When Chris Sutton spent an entire season tearing a strip off Ronny Deila, no-one batted an eyelid in the SMSM smurfs. Keith Jackass, whose reportage is predicated on the lunar cycle, had a few fly kicks when Deila was on the floor. This resulted in the bumped-up bagel boy being banned from Celtic Park. When Murray Foote is selecting his list of fifteen to be culled at the Rectum, will Jackass’ copy and paste of the latest PR spin from the Level 5 Auchenhowie Velodrome be enough to save his coke-bloat neck? With only two clients, namely Ladbrokes and Rangers, is all mail for Mangetout at Blythswood Square now diverted to his day office at Auchenhowie? Are Ladbrokes aware of Level 5’s cheek-by-jowl relationship with Rangers? King’s attack dogs, the Sons of Strewth, have been unable to land a glove on Sutton as he’s always accompanied by two bodyguards. Halloween Houston is too slow to trouble Sutton. I blame the Temazepam. Is Sandy still dealing?
When Mr Sutton appeared on Radio Snyde’s Super Soundbite to promote his one man Singalong with Sutton show, he took down DJ’s pants to expose a pair of Cheerleader’s light blue knickers with 32 Red emblazoned on the back and Le Coq Sportif at the front. Mrs Johnstone might beg to demur as to the mission statement of his French Fancies.
However Mr Sutton was not telling us anything we did not know. DJ, the Captain Pugwash of Punditry, has been splicing the same mainsail and cutting the same jib of his Clyde schooner, The Marie Curie Celeste, with his one scoop that had the half-life of an isotope. When Sutton turned his gunner-sights on Warburton, stating that the Rangers job was too big for him, the air turned as blue as Joey Barton’s rhetoric.
Monsieur Barton was a little perturbed when English Football League representatives refused to hand over his Championship Winners medal at Burnley Town Hall. Having been previously banned for twelve games for assaulting three players in the same game, Barton decided to try his luck at Rangers. Having been rebuffed at Celtic, his agent rocked up at Ibrox to arrange a two years contract. The small matter of Barton’s signing-on fee and McKay’s stipend did not leave much change out of a cool million.
Neil Doncaster had high hopes for Barton. Your humble author on the other hand was more circumspect. I envisaged the signing as being analogous to a transatlantic voyage where outward passage was booked on The Titanic, and inward passage on The Hindenburg.
No-one in the Ibrox dressing-room was making daisy-chains for Barton’s arrival as he has always been a Marmite player. One either loves him or loathes him. In the beginning he kept his own counsel, or more accurately that of Ray Winstone at Bet 365.

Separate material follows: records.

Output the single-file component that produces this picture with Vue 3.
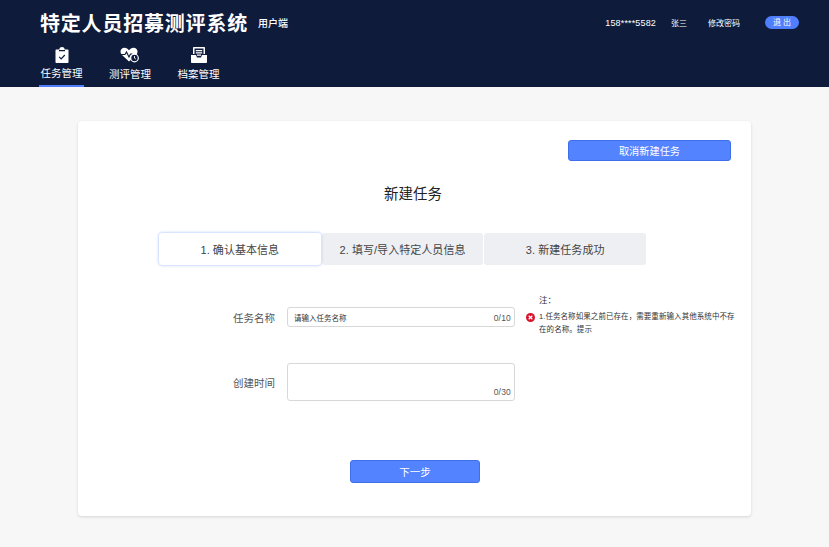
<template>
  <div class="page">
    <header class="header">
      <div class="top">
        <div class="brand">
          <h1>特定人员招募测评系统</h1>
          <span class="client">用户端</span>
        </div>
        <div class="user">
          <span class="phone">158****5582</span>
          <span class="name">张三</span>
          <span class="pwd">修改密码</span>
          <span class="logout">退 出</span>
        </div>
      </div>
      <nav class="nav">
        <a class="nav-item active">
          <svg width="16" height="16" viewBox="0 0 16 16">
            <path fill="#fff" d="M2.500 2.500h3V1.800C5.500 .8 6.600 0 8 0s2.500 .8 2.500 1.800v.7h3c.6 0 1 .4 1 1v11.500c0 .6-.4 1-1 1h-11c-.6 0-1-.4-1-1V3.500c0-.6 .4-1 1-1z" />
            <path fill="none" stroke="#0f1b3a" stroke-width="1.200" d="M5 3.600h6M5.200 9.800l2 2 3.600-3.800" />
          </svg>
          <span>任务管理</span>
        </a>
        <a class="nav-item">
          <svg width="20" height="16" viewBox="0 0 20 16">
            <path fill="#fff" d="M9 14.500 2 8C.2 6.200 0 3.600 1.500 2 3 .4 5.600 .3 7.400 1.800L9 3.200l1.600-1.400c1.800-1.500 4.400-1.400 5.900 .2 1.300 1.400 1.300 3.400 .4 5L9 14.500z" />
            <path fill="none" stroke="#0f1b3a" stroke-width="1.100" d="M1 7.500h4l1.500-2.500L9 10l1.500-3h2" />
            <circle cx="14.500" cy="11" r="3.800" fill="#0f1b3a" stroke="#fff" stroke-width="1.200" />
            <path fill="none" stroke="#fff" stroke-width=".9" d="M14.500 9v2.200l1.300 .8" />
          </svg>
          <span>测评管理</span>
        </a>
        <a class="nav-item">
          <svg width="16" height="16" viewBox="0 0 16 16">
            <path fill="#fff" d="M3 0h10c.6 0 1 .4 1 1v6h-1.500V1.500h-9V7H2V1c0-.6 .4-1 1-1z" />
            <path fill="#fff" d="M4.800 3h6.400v1.200H4.800zM4.800 5.300h6.400v1.200H4.800zM6 7.600h4v1.200H6z" />
            <path fill="#fff" d="M0 8h5l1 2.500h4L11 8h5v7c0 .6-.4 1-1 1H1c-.6 0-1-.4-1-1V8z" />
          </svg>
          <span>档案管理</span>
        </a>
      </nav>
    </header>

    <main class="main">
      <section class="card">
        <div class="card-top">
          <button class="btn cancel">取消新建任务</button>
        </div>
        <h2>新建任务</h2>
        <div class="steps">
          <div v-for="(s, i) in steps" :key="s" class="step" :class="{ current: i === 0 }">{{ s }}</div>
        </div>

        <div class="form">
          <div class="fields">
            <div class="row">
              <label>任务名称</label>
              <div class="input">
                <span class="placeholder">请输入任务名称</span>
                <span class="count">0/10</span>
              </div>
            </div>
            <div class="row second">
              <label>创建时间</label>
              <div class="input area">
                <span class="count">0/30</span>
              </div>
            </div>
          </div>
          <div class="note">
            <p class="note-title">注：</p>
            <div class="note-body">
              <svg width="9" height="9" viewBox="0 0 9 9">
                <circle cx="4.500" cy="4.500" r="4.500" fill="#d8142c" />
                <path stroke="#fff" stroke-width="1.300" d="M2.700 2.700l3.600 3.600M6.300 2.700 2.700 6.300" />
              </svg>
              <p>1.任务名称如果之前已存在，需要重新输入其他系统中不存在的名称。提示</p>
            </div>
          </div>
        </div>

        <div class="foot">
          <button class="btn next">下一步</button>
        </div>
      </section>
    </main>
  </div>
</template>

<script setup>
const steps = ['1. 确认基本信息', '2. 填写/导入特定人员信息', '3. 新建任务成功']
</script>

<style>
html, body {
  margin: 0;
  background: #f7f7f7;
}
</style>

<style scoped>
.page {
  width: 829px;
  height: 547px;
  overflow: hidden;
  font-family: "Liberation Sans", "Noto Sans CJK SC", sans-serif;
  background: #f7f7f7;
}

.header {
  height: 87px;
  box-sizing: border-box;
  background: #0f1b3a;
  color: #fff;
  padding-left: 39px;
}

.top {
  display: flex;
  justify-content: space-between;
  align-items: center;
  height: 45px;
  padding-right: 30px;
}

.brand {
  display: flex;
  align-items: center;
  padding-left: 1px;
}

.brand h1 {
  margin: 0;
  font-size: 20px;
  font-weight: 700;
  letter-spacing: .8px;
}

.client {
  margin-left: 10px;
  font-size: 10px;
  font-weight: 500;
}

.user {
  display: flex;
  align-items: center;
  font-size: 8px;
}

.phone {
  font-size: 9px;
  letter-spacing: .15px;
}

.name {
  margin-left: 15px;
}

.pwd {
  margin-left: 21px;
}

.logout {
  margin-left: 25px;
  width: 34px;
  height: 13px;
  line-height: 13px;
  text-align: center;
  border-radius: 7px;
  background: #4f7fff;
  white-space: pre;
}

.nav {
  display: flex;
  height: 42px;
}

.nav-item {
  display: flex;
  flex-direction: column;
  align-items: center;
  width: 45px;
  margin-right: 23.500px;
  box-sizing: border-box;
  font-size: 10.500px;
  padding-top: 2px;
  gap: 2px;
  height: 42px;
}

.nav-item span {
  white-space: nowrap;
}

.nav-item:nth-child(2),
.nav-item:nth-child(3) {
  gap: 3px;
}

.nav-item.active {
  border-bottom: 2px solid #4f7fff;
}

.main {
  padding: 34px 78px 0;
}

.card {
  height: 395px;
  box-sizing: border-box;
  background: #fff;
  border-radius: 4px;
  box-shadow: 0 1px 3px rgba(0, 0, 0, .14);
  padding: 19px 20px 0 81px;
}

.card-top {
  display: flex;
  justify-content: flex-end;
}

.btn {
  display: block;
  height: 21px;
  padding: 0;
  box-sizing: border-box;
  border: 1px solid #3f6fe8;
  border-radius: 3px;
  background: #5483ff;
  color: #fff;
  font-family: inherit;
  font-size: 10.500px;
}

.cancel {
  width: 163px;
  font-size: 10.200px;
}

h2 {
  margin: 16px 0 0;
  padding-right: 64px;
  text-align: center;
  font-size: 14.500px;
  line-height: 34px;
  font-weight: 400;
  color: #222;
}

.steps {
  display: flex;
  width: 487px;
  height: 32px;
  margin-top: 22px;
  gap: 1px;
}

.step {
  flex: 1;
  display: flex;
  align-items: center;
  justify-content: center;
  background: #eeeff3;
  border-radius: 3px;
  font-size: 11px;
  letter-spacing: .05px;
  color: #444;
}

.step.current {
  position: relative;
  z-index: 1;
  background: #fff;
  box-shadow: 0 0 3px rgba(79, 127, 255, .6);
}

.form {
  display: flex;
  margin-top: 28px;
}

.fields {
  width: 356px;
  margin-left: 74px;
  margin-top: 14px;
}

.row {
  display: flex;
  align-items: center;
}

.row.second {
  margin-top: 36px;
}

label {
  width: 42px;
  margin-right: 12px;
  white-space: nowrap;
  font-size: 10.500px;
  color: #555;
}

.input {
  position: relative;
  display: flex;
  align-items: center;
  width: 228px;
  height: 20px;
  box-sizing: border-box;
  padding-left: 6px;
  border: 1px solid #d8d8d8;
  border-radius: 3px;
  background: #fff;
}

.input.area {
  height: 38px;
}

.placeholder {
  font-size: 7.500px;
  color: #333;
}

.count {
  position: absolute;
  right: 3px;
  bottom: 3px;
  font-size: 8.500px;
  letter-spacing: .2px;
  color: #555;
}

.note {
  width: 212px;
  margin-left: 11px;
  margin-top: 1px;
  font-size: 7.500px;
  color: #333;
}

.note-title {
  margin: 0 0 0 13px;
  line-height: 12px;
  font-size: 8.500px;
}

.note-body {
  display: flex;
  align-items: flex-start;
  gap: 4px;
  margin-top: 5px;
}

.note-body svg {
  flex: none;
  margin-top: 2px;
}

.note-body p {
  margin: 0;
  line-height: 12.500px;
  width: 200px;
  letter-spacing: .07px;
}

.foot {
  display: flex;
  margin-top: 59px;
  margin-left: 191px;
}

.next {
  width: 130px;
  height: 23px;
}
</style>
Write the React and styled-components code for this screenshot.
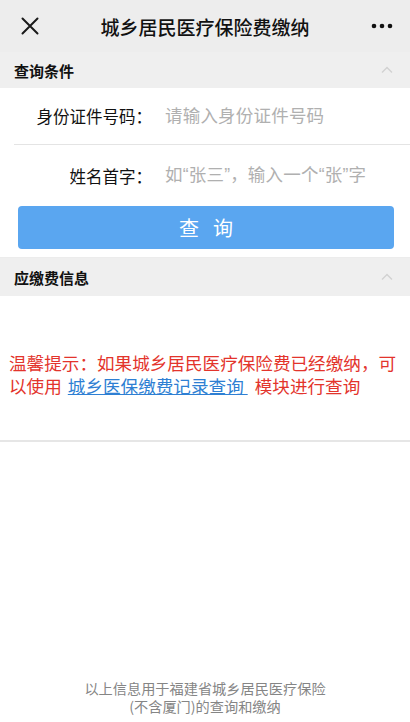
import React from 'react';
import styled, { createGlobalStyle } from 'styled-components';

const GlobalStyle = createGlobalStyle`
    html, body {
        margin: 0;
        padding: 0;
        background: #ffffff;
    }
    body {
        font-family: "Noto Sans CJK SC", "Noto Sans", sans-serif;
        color: #111;
    }
`;

const Page = styled.div`
    width: 410px;
    min-height: 722px;
    display: flex;
    flex-direction: column;
    background: #fff;
`;

const NavBar = styled.header`
    height: 52px;
    background: #ededed;
    display: flex;
    align-items: center;
    justify-content: space-between;
    padding: 0 16px 0 20px;
`;

const NavIcon = styled.div`
    width: ${ p => p.w || 20 }px;
    height: 20px;
    display: flex;
    align-items: center;
    justify-content: center;
`;

const NavTitle = styled.h1`
    margin: 0;
    font-size: 19px;
    font-weight: 500;
    color: #111;
`;

const SectionHeader = styled.div`
    height: ${ p => p.h || 36 }px;
    background: #efefef;
    display: flex;
    align-items: center;
    justify-content: space-between;
    padding: 0 17px 0 14px;
    font-size: 15px;
    font-weight: 700;
    color: #111;
`;

const Form = styled.div`
    padding: 0 0 8px 0;
    border-bottom: 1px solid #ececec;
`;

const Row = styled.div`
    display: flex;
    align-items: center;
    height: ${ p => p.h }px;
    margin-left: 14px;
    border-bottom: ${ p => p.line ? '1px solid #e4e4e4' : 'none' };
`;

const Label = styled.label`
    width: 138px;
    text-align: right;
    font-size: 16.5px;
    color: #111;
    flex-shrink: 0;
`;

// latin font first so the curly quotes stay narrow like the reference
const Input = styled.input`
    border: none;
    outline: none;
    background: transparent;
    margin-left: 13px;
    flex: 1;
    font-family: "Liberation Sans", "Noto Sans CJK SC", sans-serif;
    font-size: 17.5px;
    color: #111;
    padding: 0;

    &::placeholder {
        color: #b0b0b0;
        letter-spacing: 0.2px;
    }
`;

const QueryButton = styled.button`
    display: block;
    margin: 0 16px 0 18px;
    width: calc(100% - 34px);
    height: 43px;
    border: none;
    border-radius: 4px;
    background: #5aa6f0;
    color: #fff;
    font-family: inherit;
    font-size: 20px;
    letter-spacing: 14px;
    text-indent: 14px;
`;

const InfoBody = styled.div`
    height: 144px;
    display: flex;
    align-items: center;
    padding: 0 9px;
    border-bottom: 2px solid #e6e6e6;
`;

const Notice = styled.p`
    margin: 12px 0 0 0;
    font-size: 17.6px;
    line-height: 23px;
    color: #e3342c;
`;

const NoticeLink = styled.a`
    color: #2e7fd3;
    text-decoration: underline;
    margin: 0 7px 0 6px;
`;

const Footer = styled.footer`
    margin-top: auto;
    padding: 0 0 7px 0;
    text-align: center;
    font-size: 14.2px;
    line-height: 18px;
    color: #858585;
`;

const CloseIcon = () => (
    <svg width="18" height="18" viewBox="0 0 18 18">
        <path d="M1.5 1.5 L16.5 16.5 M16.5 1.5 L1.5 16.5" stroke="#1a1a1a" strokeWidth="2" strokeLinecap="round" fill="none" />
    </svg>
);

const MoreIcon = () => (
    <svg width="22" height="6" viewBox="0 0 22 6">
        <circle cx="3" cy="3" r="2.3" fill="#111" />
        <circle cx="11" cy="3" r="2.3" fill="#111" />
        <circle cx="19" cy="3" r="2.3" fill="#111" />
    </svg>
);

const ChevronUp = () => (
    <svg width="12" height="8" viewBox="0 0 12 8">
        <path d="M1 6.5 L6 1.5 L11 6.5" stroke="#d2d2d2" strokeWidth="1.5" fill="none" />
    </svg>
);

export default function App() {
    return (
        <Page>
            <GlobalStyle />
            <NavBar>
                <NavIcon><CloseIcon /></NavIcon>
                <NavTitle>城乡居民医疗保险费缴纳</NavTitle>
                <NavIcon w={24}><MoreIcon /></NavIcon>
            </NavBar>

            <SectionHeader>
                查询条件
                <ChevronUp />
            </SectionHeader>

            <Form>
                <Row h={56} line>
                    <Label>身份证件号码：</Label>
                    <Input placeholder="请输入身份证件号码" />
                </Row>
                <Row h={61}>
                    <Label>姓名首字：</Label>
                    <Input placeholder="如“张三”，输入一个“张”字" />
                </Row>
                <QueryButton>查询</QueryButton>
            </Form>

            <SectionHeader h={38}>
                应缴费信息
                <ChevronUp />
            </SectionHeader>

            <InfoBody>
                <Notice>
                    温馨提示：如果城乡居民医疗保险费已经缴纳，可以使用
                    <NoticeLink href="#">城乡医保缴费记录查询 </NoticeLink>
                    模块进行查询
                </Notice>
            </InfoBody>

            <Footer>
                以上信息用于福建省城乡居民医疗保险<br />
                (不含厦门)的查询和缴纳
            </Footer>
        </Page>
    );
}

When Barton subsequently decided to teach the culture monkeys at Ibrox some French, he addressed Warburton and stated:
“Ecoutez et Repetez apres-moi: Warburton sur-la-mer, vous êtes un cunt désemparés.”
The most genial my schoolboy French could reach for was:
“Monsieur Warburton, your methods are as effective as a vagina with an identity crisis-it had always wanted to be, like you, an anus.”
This was a little unkind to our relatively inexperienced Managerial Doyen. Joey has been suspended from attending all three nocturns of Matins. Willie McKay, who would sell his grandmother’s colostomy bag for a profit, proffered a Glasgow Rubber Ear when offered a pay-off until January, with the proviso that the onerous £2m+ contract was rescinded. He delegated his refusal to his old china, Darryl Hall:
At this juncture, operations dismiss Barton with prejudice, and Saving Private Warburton are in full swing. The PR Walrus that is Mangetout Traynor was quick to call a halt to a journalist who made Warburton sur-la-mer a little hot under his Red 32 Collar. Warburton had to retreat from the conference room to splash his face with cold water, which was provided free from the party pipeline of a local church.How remiss of the builders of The Sports Direct Megastore not to arrange their own supply. I’m fairly certain that the £95,000 in monthly charges had nothing to do with it.
One wonders if Neil Doncaster continues to believe that Joey Barton is box-office after receiving an incoming flea in his ear from BT Sport. Warburton sur-la-mer refused to conduct his contracted interview with the internet broadcaster as he was miffed at some criticism from Mr Sutton. He took his petted lip with him all the way to the team bus.
Warburton sur-la-mer should be fined for his conspicuous absence, but with transgressions piling up at Ibrox like a game of Grand Theft Auto, Doncaster is expected to go easy on the eggshell egos of the Ibrox board who have been crying fowl since the Scottish Cup Final.